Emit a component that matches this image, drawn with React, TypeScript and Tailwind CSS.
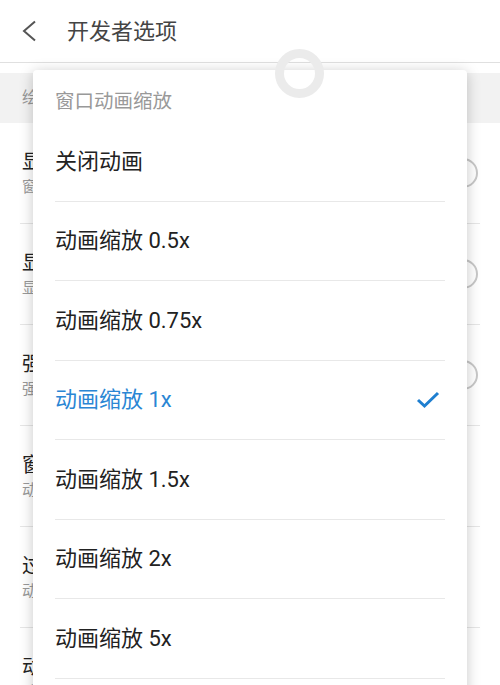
import React from "react";

const font = { fontFamily: 'Roboto, "Noto Sans CJK SC", sans-serif' };

const bgItems = [
  { title: "显示surface更新", sub: "窗口中的surface更新时全部闪烁", toggle: true },
  { title: "显示布局边界", sub: "显示剪辑边界、边距等", toggle: true },
  { title: "强制使用从右到左的布局方向", sub: "强制将所有语言的屏幕布局方向改为从右到左", toggle: true },
  { title: "窗口动画缩放", sub: "动画缩放 1x", toggle: false },
  { title: "过渡动画缩放", sub: "动画缩放 1x", toggle: false },
  { title: "动画程序时长缩放", sub: "动画缩放 1x", toggle: false },
];

const options = ["关闭动画", "动画缩放 0.5x", "动画缩放 0.75x", "动画缩放 1x", "动画缩放 1.5x", "动画缩放 2x", "动画缩放 5x"];
const selected = 3;

export default function App() {
  return (
    <div className="relative w-[500px] h-[685px] overflow-hidden bg-white" style={font}>
      {/* page behind the dialog */}
      <div className="h-[63px] flex items-center border-b border-[#e0e0e0]">
        <svg width="16" height="22" viewBox="0 0 16 22" className="ml-[21px]">
          <polyline points="14,1.5 3,11 14,20.5" fill="none" stroke="#555" strokeWidth="2" />
        </svg>
        <span className="ml-[30px] text-[22px] text-[#444]">开发者选项</span>
      </div>
      <div className="mt-[10px] h-[50px] bg-[#f2f2f2] flex items-center px-[22px] text-[16px] text-[#999]">
        绘图
      </div>
      {bgItems.map((it, i) => (
        <div key={i} className="h-[101px] mx-[20px] border-b border-[#e6e6e6] flex items-center justify-between">
          <div className="pl-[2px] w-[40px] overflow-hidden whitespace-nowrap">
            <div className="text-[20px] leading-[28px] text-[#222]">{it.title}</div>
            <div className="text-[15px] leading-[22px] text-[#999]">{it.sub}</div>
          </div>
          {it.toggle && <div className="w-[46px] h-[30px] rounded-full border-2 border-[#c8c8c8] mr-[2px]" />}
        </div>
      ))}

      {/* dialog */}
      <div className="absolute left-[33px] top-[70px] w-[434px] h-[640px] bg-white rounded-[4px] shadow-[0_2px_14px_rgba(0,0,0,0.22)]">
        <div className="pt-[20px] pb-[8px] px-[22px] text-[19.5px] leading-[24px] text-[#999]">窗口动画缩放</div>
        <div className="px-[22px]">
          {options.map((o, i) => (
            <div
              key={o}
              className={`h-[79.5px] border-b border-[#e8e8e8] flex items-center justify-between text-[22px] ${
                i === selected ? "text-[#2a86d4]" : "text-[#222]"
              }`}
            >
              <span>{o}</span>
              {i === selected && (
                <svg width="24" height="18" viewBox="0 0 24 18" className="mr-[5px]">
                  <polyline points="2,9 8.5,15 22,2" fill="none" stroke="#1f7fd0" strokeWidth="3" />
                </svg>
              )}
            </div>
          ))}
        </div>
      </div>

      {/* refresh ring */}
      <div className="absolute left-[275px] top-[49px] w-[49px] h-[49px] rounded-full border-[9px] border-[#ebebeb]" />
    </div>
  );
}
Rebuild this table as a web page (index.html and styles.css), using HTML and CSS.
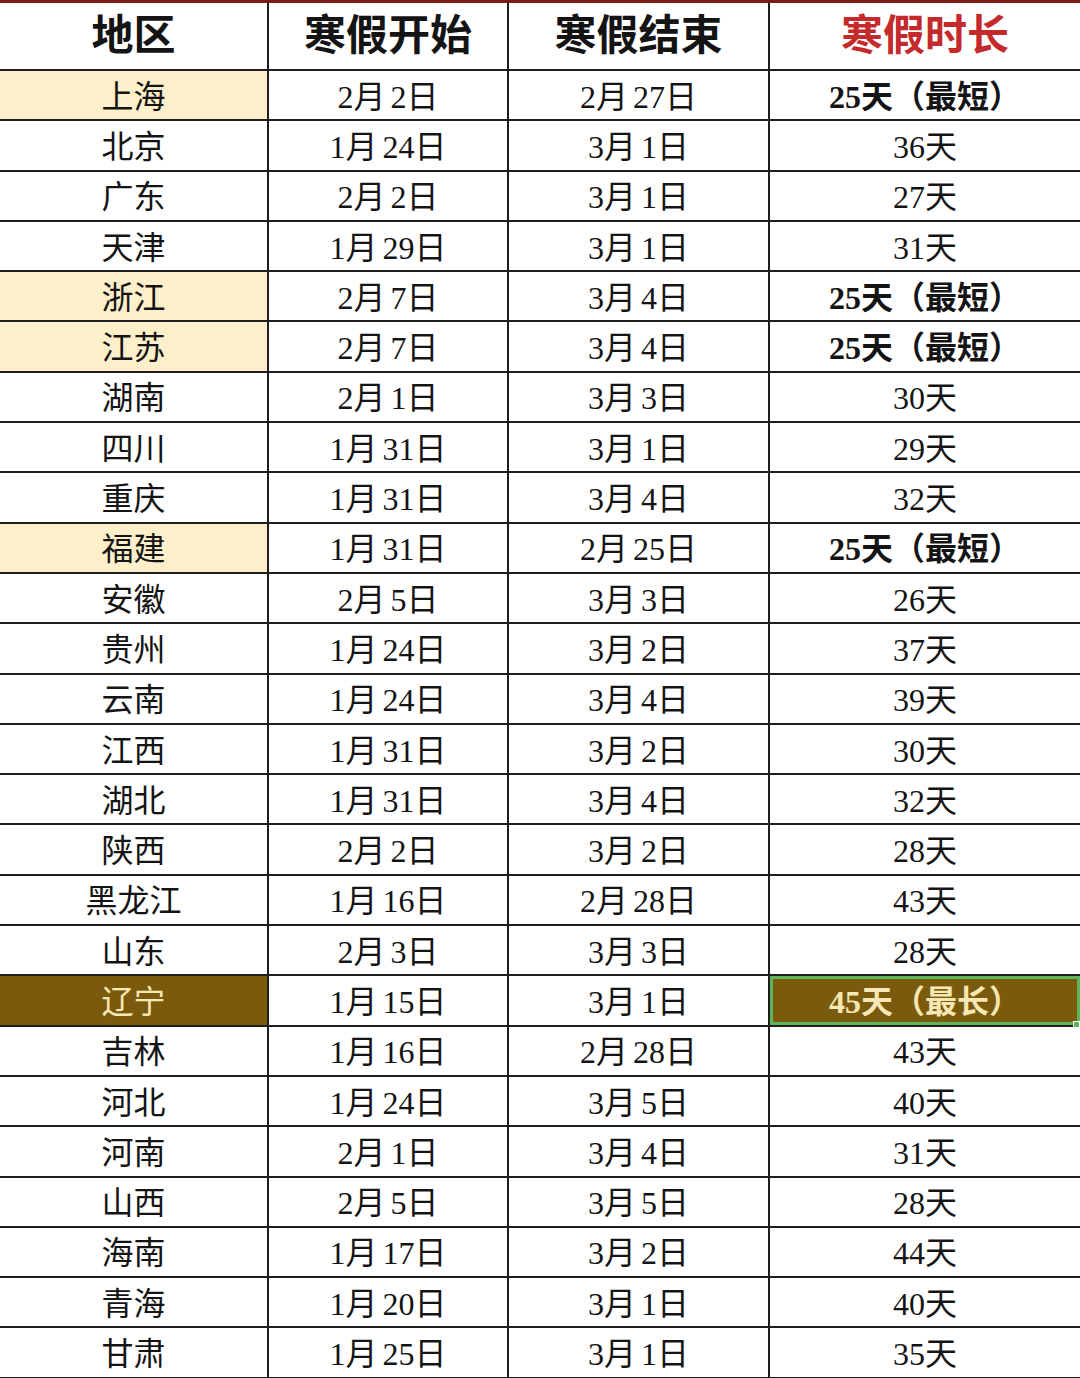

= = =

| Given exercise |
Copy each line exactly, and leave the pictures out of your copy.

| Solution to this exercise |
Emit a component that matches this image, drawn with React, TypeScript and Tailwind CSS.
import React from "react";

const font = { fontFamily: 'Roboto, "Noto Sans CJK SC", sans-serif' };

const bgItems = [
  { title: "显示surface更新", sub: "窗口中的surface更新时全部闪烁", toggle: true },
  { title: "显示布局边界", sub: "显示剪辑边界、边距等", toggle: true },
  { title: "强制使用从右到左的布局方向", sub: "强制将所有语言的屏幕布局方向改为从右到左", toggle: true },
  { title: "窗口动画缩放", sub: "动画缩放 1x", toggle: false },
  { title: "过渡动画缩放", sub: "动画缩放 1x", toggle: false },
  { title: "动画程序时长缩放", sub: "动画缩放 1x", toggle: false },
];

const options = ["关闭动画", "动画缩放 0.5x", "动画缩放 0.75x", "动画缩放 1x", "动画缩放 1.5x", "动画缩放 2x", "动画缩放 5x"];
const selected = 3;

export default function App() {
  return (
    <div className="relative w-[500px] h-[685px] overflow-hidden bg-white" style={font}>
      {/* page behind the dialog */}
      <div className="h-[63px] flex items-center border-b border-[#e0e0e0]">
        <svg width="16" height="22" viewBox="0 0 16 22" className="ml-[21px]">
          <polyline points="14,1.5 3,11 14,20.5" fill="none" stroke="#555" strokeWidth="2" />
        </svg>
        <span className="ml-[30px] text-[22px] text-[#444]">开发者选项</span>
      </div>
      <div className="mt-[10px] h-[50px] bg-[#f2f2f2] flex items-center px-[22px] text-[16px] text-[#999]">
        绘图
      </div>
      {bgItems.map((it, i) => (
        <div key={i} className="h-[101px] mx-[20px] border-b border-[#e6e6e6] flex items-center justify-between">
          <div className="pl-[2px] w-[40px] overflow-hidden whitespace-nowrap">
            <div className="text-[20px] leading-[28px] text-[#222]">{it.title}</div>
            <div className="text-[15px] leading-[22px] text-[#999]">{it.sub}</div>
          </div>
          {it.toggle && <div className="w-[46px] h-[30px] rounded-full border-2 border-[#c8c8c8] mr-[2px]" />}
        </div>
      ))}

      {/* dialog */}
      <div className="absolute left-[33px] top-[70px] w-[434px] h-[640px] bg-white rounded-[4px] shadow-[0_2px_14px_rgba(0,0,0,0.22)]">
        <div className="pt-[20px] pb-[8px] px-[22px] text-[19.5px] leading-[24px] text-[#999]">窗口动画缩放</div>
        <div className="px-[22px]">
          {options.map((o, i) => (
            <div
              key={o}
              className={`h-[79.5px] border-b border-[#e8e8e8] flex items-center justify-between text-[22px] ${
                i === selected ? "text-[#2a86d4]" : "text-[#222]"
              }`}
            >
              <span>{o}</span>
              {i === selected && (
                <svg width="24" height="18" viewBox="0 0 24 18" className="mr-[5px]">
                  <polyline points="2,9 8.5,15 22,2" fill="none" stroke="#1f7fd0" strokeWidth="3" />
                </svg>
              )}
            </div>
          ))}
        </div>
      </div>

      {/* refresh ring */}
      <div className="absolute left-[275px] top-[49px] w-[49px] h-[49px] rounded-full border-[9px] border-[#ebebeb]" />
    </div>
  );
}
Rebuild this table as a web page (index.html and styles.css), using HTML and CSS.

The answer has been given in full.